5. Isso é desfavorável à renovação de autorização de residência temporária do requerente de acordo com o RA n.º 3/2005 e o artigo 9.º, n.º 2, al. 1) e artigo 4.º, n.º 2, al. 2) da Lei n.º 4/2003.
6. Pelo que, em 2 de Agosto de 2013, o IPIM realizou a audiência escrita ao requerente através do ofício n.º 08242/GJFR/2013.

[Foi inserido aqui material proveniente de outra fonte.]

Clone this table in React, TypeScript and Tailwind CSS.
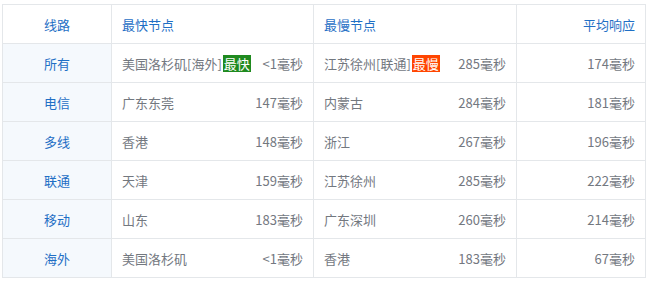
import React from "react";

type Row = {
  line: string;
  fast: string;
  fastMs: string;
  slow: string;
  slowMs: string;
  avg: string;
  fastTag?: string;
  slowTag?: string;
};

const rows: Row[] = [
  { line: "所有", fast: "美国洛杉矶[海外]", fastTag: "最快", fastMs: "<1毫秒", slow: "江苏徐州[联通]", slowTag: "最慢", slowMs: "285毫秒", avg: "174毫秒" },
  { line: "电信", fast: "广东东莞", fastMs: "147毫秒", slow: "内蒙古", slowMs: "284毫秒", avg: "181毫秒" },
  { line: "多线", fast: "香港", fastMs: "148毫秒", slow: "浙江", slowMs: "267毫秒", avg: "196毫秒" },
  { line: "联通", fast: "天津", fastMs: "159毫秒", slow: "江苏徐州", slowMs: "285毫秒", avg: "222毫秒" },
  { line: "移动", fast: "山东", fastMs: "183毫秒", slow: "广东深圳", slowMs: "260毫秒", avg: "214毫秒" },
  { line: "海外", fast: "美国洛杉矶", fastMs: "<1毫秒", slow: "香港", slowMs: "183毫秒", avg: "67毫秒" },
];

const font = { fontFamily: '"Microsoft YaHei", "Noto Sans CJK SC", sans-serif' };

export default function App() {
  return (
    <div className="h-[282px] w-[648px] bg-white pl-[2px] pt-[4px]" style={font}>
      <table className="w-[643px] table-fixed border-collapse text-[13px] leading-none">
        <colgroup>
          <col className="w-[109px]" />
          <col className="w-[202px]" />
          <col className="w-[203px]" />
          <col className="w-[129px]" />
        </colgroup>
        <thead>
          <tr className="h-[39px] text-[#1f6fc5]">
            <th className="border border-[#e4e7ea] text-center font-normal">线路</th>
            <th className="border border-[#e4e7ea] px-[10px] text-left font-normal">最快节点</th>
            <th className="border border-[#e4e7ea] px-[10px] text-left font-normal">最慢节点</th>
            <th className="border border-[#e4e7ea] px-[10px] text-right font-normal">平均响应</th>
          </tr>
        </thead>
        <tbody className="text-[#73787f]">
          {rows.map((r) => (
            <tr key={r.line} className="h-[39px]">
              <td className="border border-[#e4e7ea] bg-[#f5f9fd] text-center text-[#1f6fc5]">{r.line}</td>
              <td className="border border-[#e4e7ea] px-[10px]">
                <div className="flex items-center justify-between">
                  <span className="flex items-center">
                    {r.fast}
                    {r.fastTag && (
                      <span className="ml-[1px] bg-[#1f8a1f] px-[1px] py-[2px] text-white">{r.fastTag}</span>
                    )}
                  </span>
                  <span>{r.fastMs}</span>
                </div>
              </td>
              <td className="border border-[#e4e7ea] px-[10px]">
                <div className="flex items-center justify-between">
                  <span className="flex items-center">
                    {r.slow}
                    {r.slowTag && (
                      <span className="ml-[1px] bg-[#ff4500] px-[1px] py-[2px] text-white">{r.slowTag}</span>
                    )}
                  </span>
                  <span>{r.slowMs}</span>
                </div>
              </td>
              <td className="border border-[#e4e7ea] px-[10px] text-right">{r.avg}</td>
            </tr>
          ))}
        </tbody>
      </table>
    </div>
  );
}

7. O requerente apresentou contestação escrita em 19 de Agosto de 2013 através do seu mandatário, indicando que:
1) O requerente recebeu o aviso, que foi escrito em duas línguas, uma é chinês, ou seja a língua oficial, e a outra é inglês, que visa facilitar a comunicação entre o IPIM e os interessados. No entanto, as duas versões eram diferentes, que não só enganaria o requerente mas também afectaria a decisão da Administração. Por isso, pede que seja anulado o acto e que, após redacção, seja de novo emitido o ofício;
2) Apesar de ter sido condenado, o requerente não foi colocado em prisão efectiva e só lhe foi aplicada a pena de multa, tendo ele pagado 76,492.00 patacas. Esta matéria, contudo, não pode ser considerada alteração da situação juridicamente relevante de que resulte o cancelamento da sua autorização de residência temporária;
3) O RA n.º 3/2005 regula o regime de fixação de residência temporária. Se o requerente for técnico especializado, ele deve preencher os elementos referidos nos artigos 8.º e 9.º para pedir a autorização de residência temporária para si e para os membros do agregado familiar. Os fundamentos referidos no artigo 18.º de que resulta o cancelamento da autorização de residência temporária provam-se ainda mantidos; o que alterou é o registo criminal do requerente. E o grau de gravidade deste registo criminal não é suficiente para cancelar a autorização de residência temporária. Além disso, o registo criminal não pertence aos fundamentos do requerimento;
4) Assim sendo, não se verificou extinção ou alteração dos fundamentos referidos no artigo 18.º. Além disso, a circunstância do facto praticado pelo requerente não era suficientemente grave para colocá-lo na prisão, nem causou, designadamente, afectações a terceiro, pelo que a mesma não deve ser considerada a alteração da situação juridicamente relevante, caso contrário, constituir-se-á dupla punição e o cônjuge do requerente que trabalha em Macau também será punida por causa inimputável;
5) O disposto nos artigos 9.º e 4.º da Lei n.º 4/2003 não tem nada a ver com a ora situação do requerente. O artigo 4.º, n.º 2, al. 2) apenas refere a pena privativa da liberdade em relação ao deferimento ou não da fixação de residência em Macau. Tal como se referiu anteriormente, isso não tem relação com o caso do requerente, porque a sua conduta só causou a aplicação da pena de multa;
6) Além disso, o requerente é uma pessoal educada, chefe de família, quadro especializado que exerce na sociedade B Resorts (Macau), S.A um cargo que mais ninguém consegue exercer, isso pode ser provado pelo empregador do requerente.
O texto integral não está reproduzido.